2. four sticks of ram usually does not work on AMD platforms. And AMD hates more than two sticks of ram.
3. Four sticks of ram will have a negative impact on CPU max clock speed.

Most of the negative stuff seems to be news from around 2 years ago. what’s the deal? Do I want 2 sticks of ram at higher voltage? Is a higher voltage inherently bad in the situation! Regardless of the timings? Do I want to set it up with one of the other configurations?

let me know your experience with ram and the new AMD process/chipsets.


----------



## Pictus (May 13, 2022)

You should go with 2x32 3600MHz
This is good enough


https://pcpartpicker.com/product/MFstt6/team-t-create-expert-64-gb-2-x-32-gb-ddr4-3600-cl18-memory-ttced464g3600hc18jdc01


Review








Team Group T-Create Expert DDR4-3600 MHz CL18 2x32 GB Review


The Team Group T-Create Expert is a high-capacity memory kit available in a 3600 MHz specification with a low-profile design and 10-layer PCB for extra stability. This sensible design combined with great performance could be the perfect workstation memory kit.




www.techpowerup.com




But if you want something *better *to be able to tweak/OC


https://pcpartpicker.com/product/tcVG3C/gskill-trident-z-neo-64-gb-2-x-32-gb-ddr4-3600-memory-f4-3600c18d-64gtzn


Review








G.Skill TridentZ NEO DDR4 3600 MHz (2x32GB) review


We review what I find to be one of the better looking and properly fast DDR4 memory kits ever. G.Skill TridentZ NEO DDR4, now nicely dense up at 32GB per DIMM module. This TridentZ NEO 64GB (x2 32G... Final Words & Conclusion




www.guru3d.com






For a daisy chain dual channel memory controller:
(T-topology and/or quad channel is different)

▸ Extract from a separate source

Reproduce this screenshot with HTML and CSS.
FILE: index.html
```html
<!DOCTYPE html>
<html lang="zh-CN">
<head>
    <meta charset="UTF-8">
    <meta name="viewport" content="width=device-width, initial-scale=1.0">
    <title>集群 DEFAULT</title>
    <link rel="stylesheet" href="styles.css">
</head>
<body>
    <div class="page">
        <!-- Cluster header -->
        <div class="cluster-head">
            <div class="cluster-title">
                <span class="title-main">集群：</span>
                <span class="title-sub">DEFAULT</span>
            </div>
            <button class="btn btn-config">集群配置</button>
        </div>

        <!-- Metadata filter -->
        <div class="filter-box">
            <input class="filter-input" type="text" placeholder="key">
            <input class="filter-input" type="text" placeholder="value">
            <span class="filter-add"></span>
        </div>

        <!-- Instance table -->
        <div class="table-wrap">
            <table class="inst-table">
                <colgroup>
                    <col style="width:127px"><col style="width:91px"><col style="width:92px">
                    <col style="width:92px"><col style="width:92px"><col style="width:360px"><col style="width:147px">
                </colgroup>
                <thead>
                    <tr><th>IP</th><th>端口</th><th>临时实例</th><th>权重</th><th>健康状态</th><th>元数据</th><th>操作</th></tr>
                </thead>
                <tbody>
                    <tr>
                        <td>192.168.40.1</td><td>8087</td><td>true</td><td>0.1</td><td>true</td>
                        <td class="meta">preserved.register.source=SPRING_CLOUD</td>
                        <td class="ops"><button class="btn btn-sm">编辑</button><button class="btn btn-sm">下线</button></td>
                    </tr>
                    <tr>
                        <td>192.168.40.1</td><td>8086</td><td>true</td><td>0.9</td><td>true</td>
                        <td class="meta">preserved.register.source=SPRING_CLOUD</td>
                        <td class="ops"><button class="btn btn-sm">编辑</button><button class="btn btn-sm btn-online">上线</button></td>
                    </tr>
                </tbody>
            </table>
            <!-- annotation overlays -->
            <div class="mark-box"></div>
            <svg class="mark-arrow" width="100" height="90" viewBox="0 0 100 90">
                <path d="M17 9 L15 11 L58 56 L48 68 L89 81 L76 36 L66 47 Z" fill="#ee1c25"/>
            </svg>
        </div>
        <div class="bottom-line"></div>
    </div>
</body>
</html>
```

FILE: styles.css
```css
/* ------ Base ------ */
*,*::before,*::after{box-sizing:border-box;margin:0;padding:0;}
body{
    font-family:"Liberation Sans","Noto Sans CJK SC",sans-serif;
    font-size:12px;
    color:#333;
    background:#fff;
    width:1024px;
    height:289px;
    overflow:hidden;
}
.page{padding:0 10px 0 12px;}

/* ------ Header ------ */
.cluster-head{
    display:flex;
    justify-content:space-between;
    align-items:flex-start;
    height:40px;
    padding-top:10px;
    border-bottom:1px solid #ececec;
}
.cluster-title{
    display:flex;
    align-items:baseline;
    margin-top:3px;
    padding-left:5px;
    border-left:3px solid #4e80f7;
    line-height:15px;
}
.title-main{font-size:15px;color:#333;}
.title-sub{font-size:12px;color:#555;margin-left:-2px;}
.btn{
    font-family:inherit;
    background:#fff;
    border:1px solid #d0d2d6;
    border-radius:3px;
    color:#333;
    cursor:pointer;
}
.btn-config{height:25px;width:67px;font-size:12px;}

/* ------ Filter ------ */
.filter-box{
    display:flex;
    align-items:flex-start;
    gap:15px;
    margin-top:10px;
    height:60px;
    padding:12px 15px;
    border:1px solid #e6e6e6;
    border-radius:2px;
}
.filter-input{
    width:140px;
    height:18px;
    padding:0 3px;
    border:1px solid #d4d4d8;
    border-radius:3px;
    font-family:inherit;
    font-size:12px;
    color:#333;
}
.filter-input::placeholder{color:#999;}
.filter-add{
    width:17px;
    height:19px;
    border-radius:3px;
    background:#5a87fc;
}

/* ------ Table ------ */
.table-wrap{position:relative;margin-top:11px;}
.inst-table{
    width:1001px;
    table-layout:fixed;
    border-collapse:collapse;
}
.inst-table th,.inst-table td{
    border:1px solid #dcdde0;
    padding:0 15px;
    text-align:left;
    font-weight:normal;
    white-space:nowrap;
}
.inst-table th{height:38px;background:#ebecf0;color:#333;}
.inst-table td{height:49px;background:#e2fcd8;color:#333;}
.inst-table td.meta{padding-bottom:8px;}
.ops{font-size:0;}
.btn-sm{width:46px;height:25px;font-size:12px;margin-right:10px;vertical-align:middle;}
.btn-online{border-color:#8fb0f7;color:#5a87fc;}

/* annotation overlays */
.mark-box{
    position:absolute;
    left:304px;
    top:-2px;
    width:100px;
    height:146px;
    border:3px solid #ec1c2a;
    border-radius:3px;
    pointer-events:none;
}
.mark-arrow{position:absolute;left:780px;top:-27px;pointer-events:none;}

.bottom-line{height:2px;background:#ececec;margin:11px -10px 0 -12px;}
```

-The best is two RAM sticks double rank.
-Two RAM sticks is more compatible and two double rank have more
bandwidth than two single rank.
-Four single rank will have more bandwidth than two single rank.

Not a perfect article, but still good.








Choosing the best AMD Ryzen 5000 Memory - A Beginner's Guide


In this Ryzen memory buying guide we cover memory performance for dual rank vs single rank, the best speed, how to buy with plenty of benchmarks




hardwarecanucks.com





Ryzen Memory testing for audio, does it make an impact?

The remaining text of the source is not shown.